Bob Garfield, crítico veterano de publicidade e autor de "Can't Buy Me Like", disse que a situação é agravada pela cultura de Internet que tanto agrada a geração milênio, descrita por ele como "área sem fronteira", na qual "reina um senso de permissividade". Portanto, acrescentou, não deveria causar surpresa que "incríveis erros de julgamento" aconteçam regularmente, da parte de grandes marcas e agências de publicidade.

Nancy Hill, presidente da Associação Americana de Agências de Publicidade, disse que "a corrida para divulgar alguma coisa no Twitter e conquistar aprovação nas redes sociais" sobrepujou o impulso de "parar para pensar e garantir que o anúncio esteja executado da exata maneira pela qual você gostaria de vê-lo recebido".

Schwab disse que anunciantes como a Pepsi precisam parar para considerar cuidadosamente antes de fechar contratos com celebridades como Lil Wayne, "descobrindo qual é a história dessas pessoas, o que suas letras dizem, como interagem com os fãs - pode ser que uma simples busca no Google baste".

Myhren diz que sua agência submete todos os anúncios que cria a revisão legal, e que acredita que os clientes que os veiculam façam o mesmo.

Ainda assim, "veremos mais" controvérsias publicitárias, ele previu, até que "surja um incidente realmente horrível, algo que acontecerá a um dos maiores anunciantes e fará com que todo o mercado reconsidere seus mecanismos de controle".

Sharpton disse que pretende liderar uma conversação mais ampla com os executivos da Pepsi; outras grandes empresas; o setor musical; grupos de defesa dos direitos civis; e as famílias de Till e Trayvon Martin.
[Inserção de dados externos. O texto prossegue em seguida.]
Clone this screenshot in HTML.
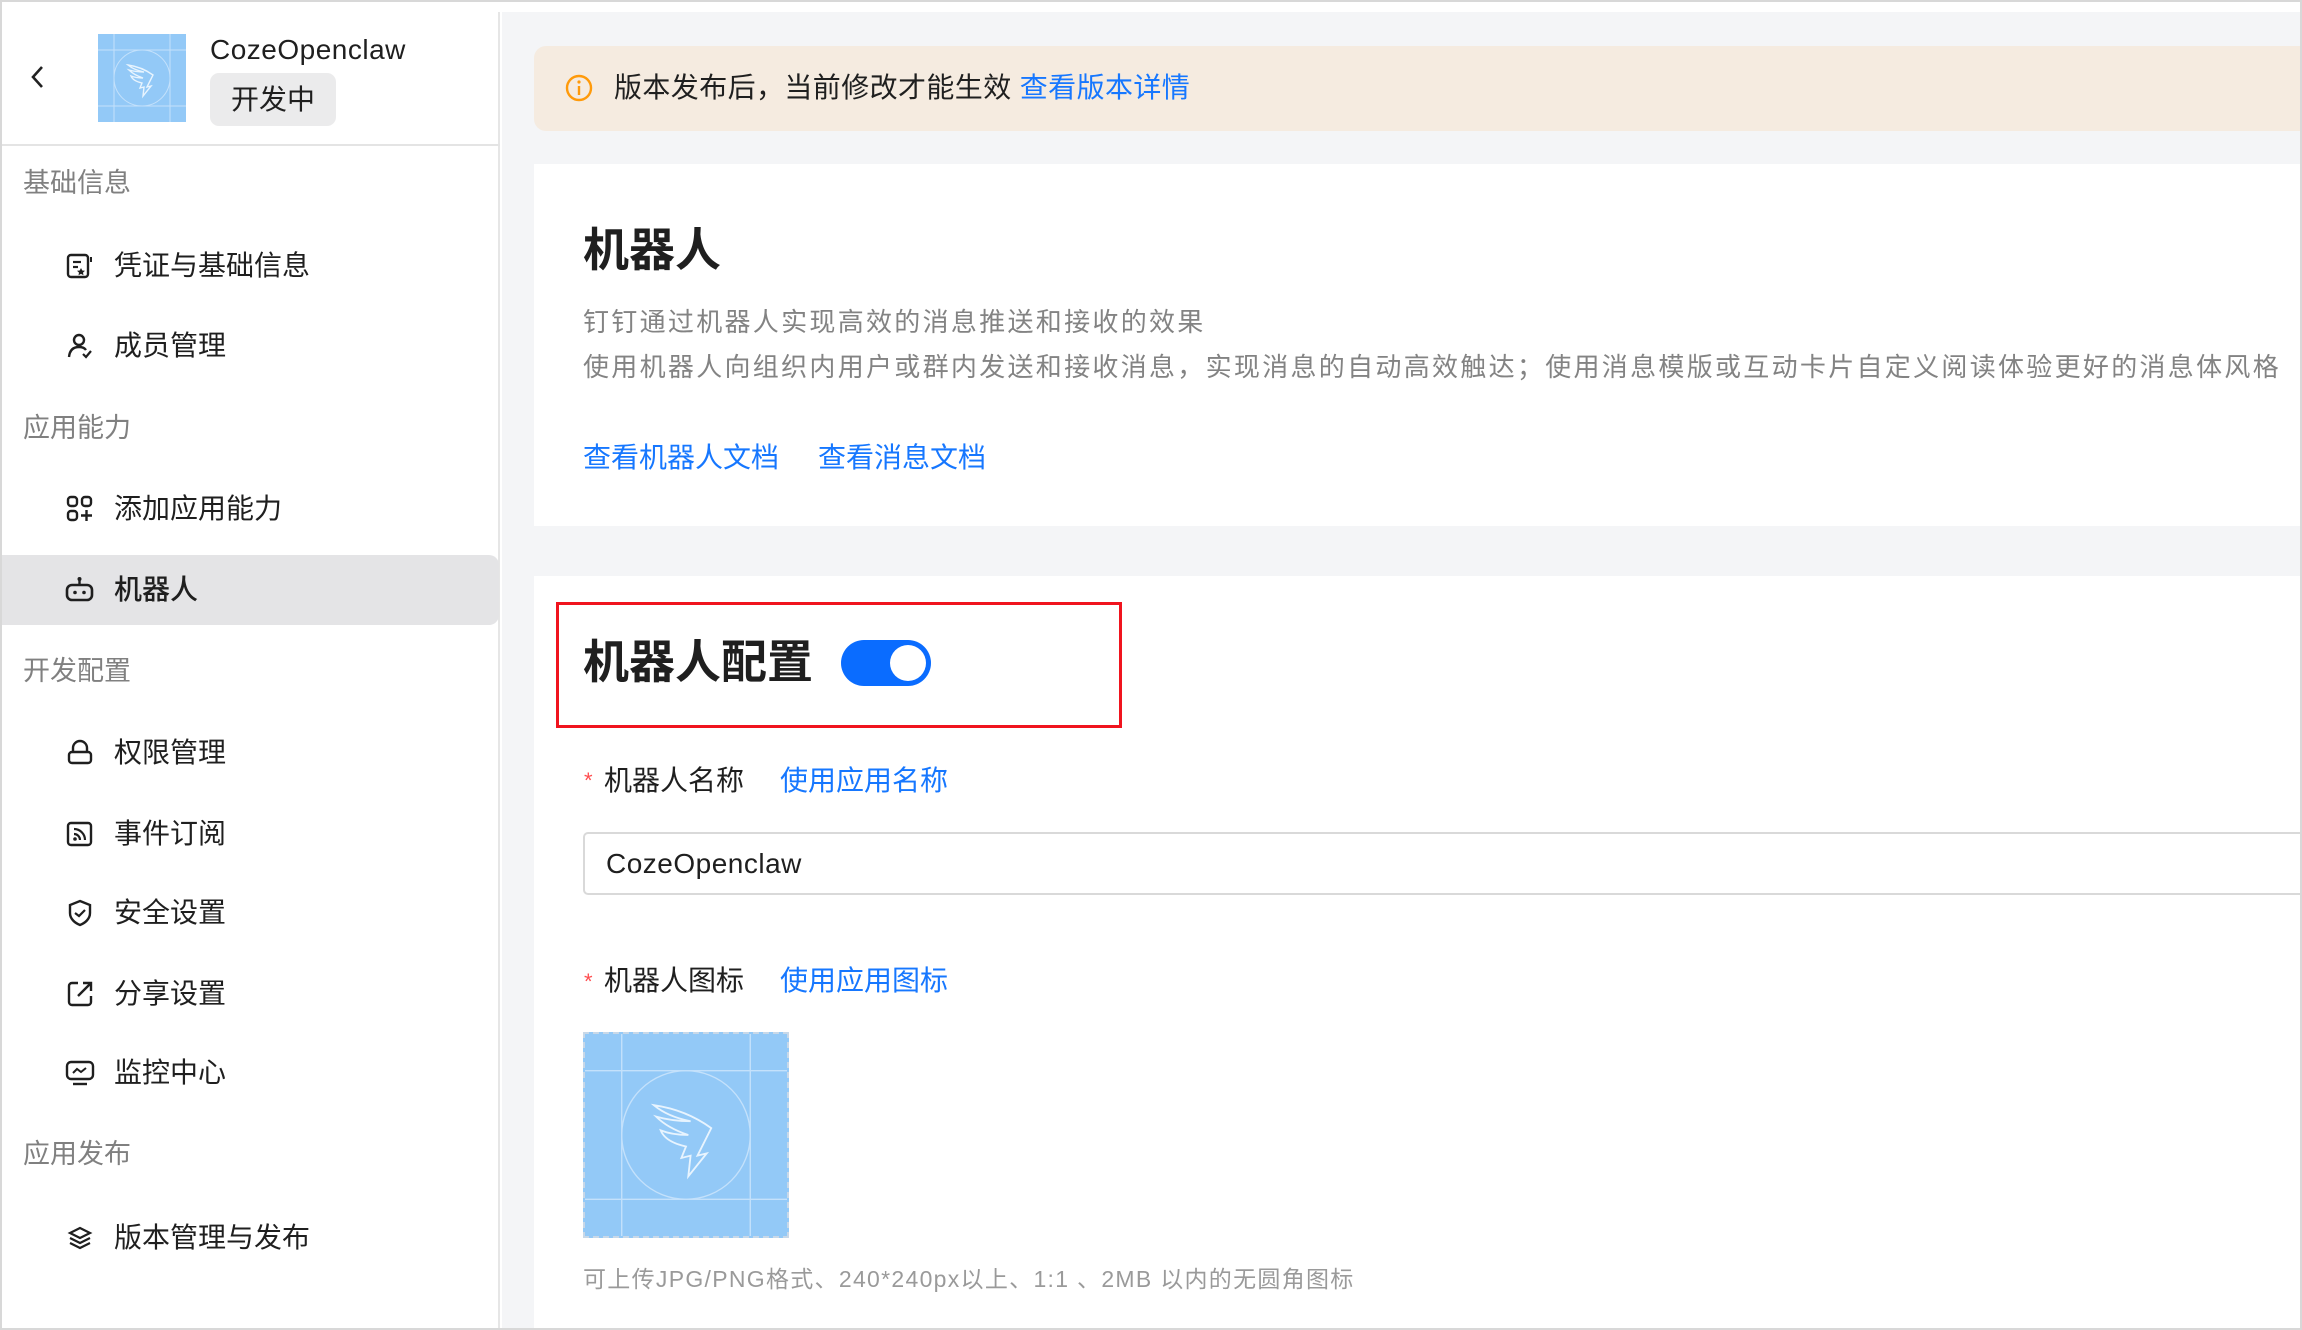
<!DOCTYPE html>
<html><head><meta charset="utf-8"><style>
*{margin:0;padding:0;box-sizing:border-box}
body{width:2302px;height:1330px;overflow:hidden;background:#fff;font-family:"Liberation Sans","Noto Sans CJK SC",sans-serif;position:relative;color:#1f1f1f}
.a{position:absolute;white-space:nowrap}
.frame{position:absolute;left:0;top:0;width:2302px;height:1330px;border:2px solid #d8d8d8;border-right-width:2px}
.side{position:absolute;left:2px;top:12px;width:498px;height:1316px;background:#fff;border-right:2px solid #e6e6e6}
.main{position:absolute;left:502px;top:12px;width:1798px;height:1316px;background:#f4f5f7;overflow:hidden}
.sec{position:absolute;left:21px;font-size:27px;color:#808080;line-height:1}
.it{position:absolute;left:112px;font-size:28px;color:#1f1f1f;line-height:1}
.ic{position:absolute;left:63px;width:30px;height:30px}
.blue{color:#1677ff}
</style></head><body>
<div class="frame"></div>
<div class="side">
  <svg class="a" style="left:26px;top:52px" width="20" height="26" viewBox="0 0 20 26"><path d="M14 3 L5 13 L14 23" fill="none" stroke="#222" stroke-width="2.6"/></svg>
  <div class="a" style="left:96px;top:22px;width:88px;height:88px;background:#93c9f7;overflow:hidden">
    <svg width="88" height="88" viewBox="0 0 88 88"><g stroke="#c4e1fb" stroke-width="1" fill="none"><line x1="16" y1="0" x2="16" y2="88"/><line x1="72" y1="0" x2="72" y2="88"/><line x1="0" y1="16" x2="88" y2="16"/><line x1="0" y1="72" x2="88" y2="72"/><circle cx="44" cy="44" r="28"/></g><path d="M30 31 Q44 33 55 41 L49 53 L53 52 L45 62 L46 53 L42 54 L44 49 Q35 47 33 42 Q38 44 45 44 Q36 41 31 36 Q38 38 46 38 Q36 36 30 31Z" fill="none" stroke="#e8f4fe" stroke-width="1.4"/></svg>
  </div>
  <div class="a" style="left:208px;top:22px;font-size:28px;color:#1f1f1f;letter-spacing:0.5px">CozeOpenclaw</div>
  <div class="a" style="left:208px;top:61px;width:126px;height:53px;background:#ebebec;border-radius:9px;font-size:28px;line-height:53px;text-align:center;color:#1f1f1f">开发中</div>
  <div class="a" style="left:0;top:132px;width:498px;height:2px;background:#e4e4e4"></div>

  <div class="sec" style="top:158px">基础信息</div>
  <svg class="ic" style="top:239px" viewBox="0 0 30 30"><rect x="3" y="4" width="20" height="22" rx="3" fill="none" stroke="#1f1f1f" stroke-width="2.4"/><line x1="8" y1="11" x2="16" y2="11" stroke="#1f1f1f" stroke-width="2.2"/><line x1="8" y1="16" x2="13" y2="16" stroke="#1f1f1f" stroke-width="2.2"/><path d="M16 17l1.3 2.5 2.7.3-2 1.8.5 2.6-2.5-1.3-2.5 1.3.5-2.6-2-1.8 2.7-.3z" fill="#1f1f1f"/><line x1="26" y1="6" x2="26" y2="11" stroke="#1f1f1f" stroke-width="2"/></svg>
  <div class="it" style="top:240px">凭证与基础信息</div>
  <svg class="ic" style="top:319px" viewBox="0 0 30 30"><circle cx="14" cy="9" r="5" fill="none" stroke="#1f1f1f" stroke-width="2.4"/><path d="M4 26 Q5 16 14 16 Q19 16 21 19" fill="none" stroke="#1f1f1f" stroke-width="2.4"/><path d="M18 23l3 3 5-6" fill="none" stroke="#1f1f1f" stroke-width="2.2"/></svg>
  <div class="it" style="top:320px">成员管理</div>

  <div class="sec" style="top:403px">应用能力</div>
  <svg class="ic" style="top:482px" viewBox="0 0 30 30"><rect x="3" y="3" width="9" height="9" rx="3" fill="none" stroke="#1f1f1f" stroke-width="2.4"/><rect x="17" y="3" width="9" height="9" rx="3" fill="none" stroke="#1f1f1f" stroke-width="2.4"/><rect x="3" y="17" width="9" height="9" rx="3" fill="none" stroke="#1f1f1f" stroke-width="2.4"/><path d="M21.5 16v11M16 21.5h11" stroke="#1f1f1f" stroke-width="2.4"/></svg>
  <div class="it" style="top:483px">添加应用能力</div>
  <div class="a" style="left:0;top:543px;width:497px;height:70px;background:#e4e4e6;border-radius:0 10px 10px 0"></div>
  <svg class="ic" style="top:563px" viewBox="0 0 30 30"><rect x="2" y="10" width="25" height="15" rx="5" fill="none" stroke="#1f1f1f" stroke-width="2.6"/><line x1="14.5" y1="4" x2="14.5" y2="10" stroke="#1f1f1f" stroke-width="2.4"/><circle cx="14.5" cy="4" r="2" fill="#1f1f1f"/><circle cx="10" cy="17.5" r="1.8" fill="#1f1f1f"/><circle cx="19" cy="17.5" r="1.8" fill="#1f1f1f"/></svg>
  <div class="it" style="top:564px;font-weight:500">机器人</div>

  <div class="sec" style="top:646px">开发配置</div>
  <svg class="ic" style="top:726px" viewBox="0 0 30 30"><path d="M8 14V10a7 7 0 0 1 14 0v4" fill="none" stroke="#1f1f1f" stroke-width="2.4"/><rect x="4" y="14" width="22" height="11" rx="3" fill="none" stroke="#1f1f1f" stroke-width="2.4"/></svg>
  <div class="it" style="top:727px">权限管理</div>
  <svg class="ic" style="top:807px" viewBox="0 0 30 30"><rect x="3" y="4" width="23" height="22" rx="3" fill="none" stroke="#1f1f1f" stroke-width="2.4"/><path d="M9 10a11 11 0 0 1 11 11M9 15a6 6 0 0 1 6 6" fill="none" stroke="#1f1f1f" stroke-width="2.2"/><circle cx="10" cy="20" r="1.8" fill="#1f1f1f"/></svg>
  <div class="it" style="top:808px">事件订阅</div>
  <svg class="ic" style="top:886px" viewBox="0 0 30 30"><path d="M15 3l10 4v8c0 6-5 10-10 12C10 25 5 21 5 15V7z" fill="none" stroke="#1f1f1f" stroke-width="2.4"/><path d="M10 15l4 3 6-6" fill="none" stroke="#1f1f1f" stroke-width="2.2"/></svg>
  <div class="it" style="top:887px">安全设置</div>
  <svg class="ic" style="top:967px" viewBox="0 0 30 30"><path d="M13 4H7a3 3 0 0 0-3 3v16a3 3 0 0 0 3 3h16a3 3 0 0 0 3-3v-6" fill="none" stroke="#1f1f1f" stroke-width="2.4"/><path d="M13 17L26 4M18 4h8v8" fill="none" stroke="#1f1f1f" stroke-width="2.4"/></svg>
  <div class="it" style="top:968px">分享设置</div>
  <svg class="ic" style="top:1046px" viewBox="0 0 30 30"><rect x="2" y="4" width="26" height="17" rx="4" fill="none" stroke="#1f1f1f" stroke-width="2.4"/><path d="M8 15l4-4 4 3 5-4" fill="none" stroke="#1f1f1f" stroke-width="2"/><line x1="8" y1="26" x2="22" y2="26" stroke="#1f1f1f" stroke-width="2.4"/></svg>
  <div class="it" style="top:1047px">监控中心</div>

  <div class="sec" style="top:1129px">应用发布</div>
  <svg class="ic" style="top:1211px" viewBox="0 0 30 30"><path d="M15 5l10 5-10 5-10-5z" fill="none" stroke="#1f1f1f" stroke-width="2.2"/><path d="M5 15l10 5 10-5M5 20l10 5 10-5" fill="none" stroke="#1f1f1f" stroke-width="2.2"/></svg>
  <div class="it" style="top:1212px">版本管理与发布</div>
</div>

<div class="main">
  <div class="a" style="left:32px;top:34px;width:1780px;height:85px;background:#f5ebe0;border-radius:12px"></div>
  <svg class="a" style="left:62px;top:61px" width="30" height="30" viewBox="0 0 30 30"><circle cx="15" cy="15" r="12" fill="none" stroke="#ff9a0a" stroke-width="2.4"/><line x1="15" y1="13" x2="15" y2="22" stroke="#ff9a0a" stroke-width="2.4"/><circle cx="15" cy="9" r="1.6" fill="#ff9a0a"/></svg>
  <div class="a" style="left:112px;top:59px;font-size:28px;line-height:34px;color:#1f1f1f;letter-spacing:0.4px">版本发布后，当前修改才能生效 <span class="blue">查看版本详情</span></div>

  <div class="a" style="left:32px;top:152px;width:1780px;height:362px;background:#fff"></div>
  <div class="a" style="left:81px;top:210px;font-size:46px;font-weight:bold;color:#1f1f1f;line-height:56px">机器人</div>
  <div class="a" style="left:81px;top:288px;font-size:26px;line-height:45px;color:#838383;letter-spacing:2.3px">钉钉通过机器人实现高效的消息推送和接收的效果<br>使用机器人向组织内用户或群内发送和接收消息，实现消息的自动高效触达；使用消息模版或互动卡片自定义阅读体验更好的消息体风格</div>
  <div class="a blue" style="left:81px;top:428px;font-size:28px;line-height:36px">查看机器人文档</div>
  <div class="a blue" style="left:316px;top:428px;font-size:28px;line-height:36px">查看消息文档</div>

  <div class="a" style="left:32px;top:564px;width:1780px;height:800px;background:#fff"></div>
  <div class="a" style="left:54px;top:590px;width:566px;height:126px;border:3px solid #f0141e"></div>
  <div class="a" style="left:81px;top:622px;font-size:46px;font-weight:bold;color:#1f1f1f;line-height:56px">机器人配置</div>
  <div class="a" style="left:339px;top:628px;width:90px;height:46px;border-radius:23px;background:#0a6cff"><div style="position:absolute;right:5px;top:5px;width:36px;height:36px;border-radius:50%;background:#fff"></div></div>

  <div class="a" style="left:82px;top:754px;font-size:22px;color:#ff4d4f;line-height:30px">*</div>
  <div class="a" style="left:102px;top:751px;font-size:28px;line-height:36px;color:#1f1f1f">机器人名称</div>
  <div class="a blue" style="left:278px;top:751px;font-size:28px;line-height:36px">使用应用名称</div>
  <div class="a" style="left:81px;top:820px;width:1740px;height:63px;border:2px solid #d9d9d9;border-radius:5px;background:#fff"></div>
  <div class="a" style="left:104px;top:834px;font-size:28px;line-height:36px;color:#1f1f1f;letter-spacing:0.5px">CozeOpenclaw</div>

  <div class="a" style="left:82px;top:955px;font-size:22px;color:#ff4d4f;line-height:30px">*</div>
  <div class="a" style="left:102px;top:951px;font-size:28px;line-height:36px;color:#1f1f1f">机器人图标</div>
  <div class="a blue" style="left:278px;top:951px;font-size:28px;line-height:36px">使用应用图标</div>
  <div class="a" style="left:81px;top:1020px;width:206px;height:206px;background:#93c9f7;border:2px dashed #c8d8e8;overflow:hidden">
    <svg width="202" height="202" viewBox="0 0 88 88"><g stroke="#c4e1fb" stroke-width="0.6" fill="none"><line x1="16" y1="0" x2="16" y2="88"/><line x1="72" y1="0" x2="72" y2="88"/><line x1="0" y1="16" x2="88" y2="16"/><line x1="0" y1="72" x2="88" y2="72"/><circle cx="44" cy="44" r="28"/></g><path d="M30 31 Q44 33 55 41 L49 53 L53 52 L45 62 L46 53 L42 54 L44 49 Q35 47 33 42 Q38 44 45 44 Q36 41 31 36 Q38 38 46 38 Q36 36 30 31Z" fill="none" stroke="#e8f4fe" stroke-width="0.8"/></svg>
  </div>
  <div class="a" style="left:81px;top:1252px;font-size:23px;line-height:30px;color:#9a9a9a;letter-spacing:1.3px">可上传JPG/PNG格式、240*240px以上、1:1 、2MB 以内的无圆角图标</div>
</div>
</body></html>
Ele disse que faria contato com executivos da Coca-Cola, Wal-Mart, da gravadora Cash Money e com o magnata do rap Russell Simmons, entre outros, e que esperava organizar uma reunião dentro de 30 dias.

"Não quero impedir que os artistas negros se expressem, mas como nos protegermos contra a depravação e a misoginia?", ele questionou. "Os artistas não compreendem que embora seu público talvez seja jovem, eles estão liderando com questões de responsabilidade empresarial que envolvem acionistas mais velhos, e estes não vão tolerar esse tipo de coisa".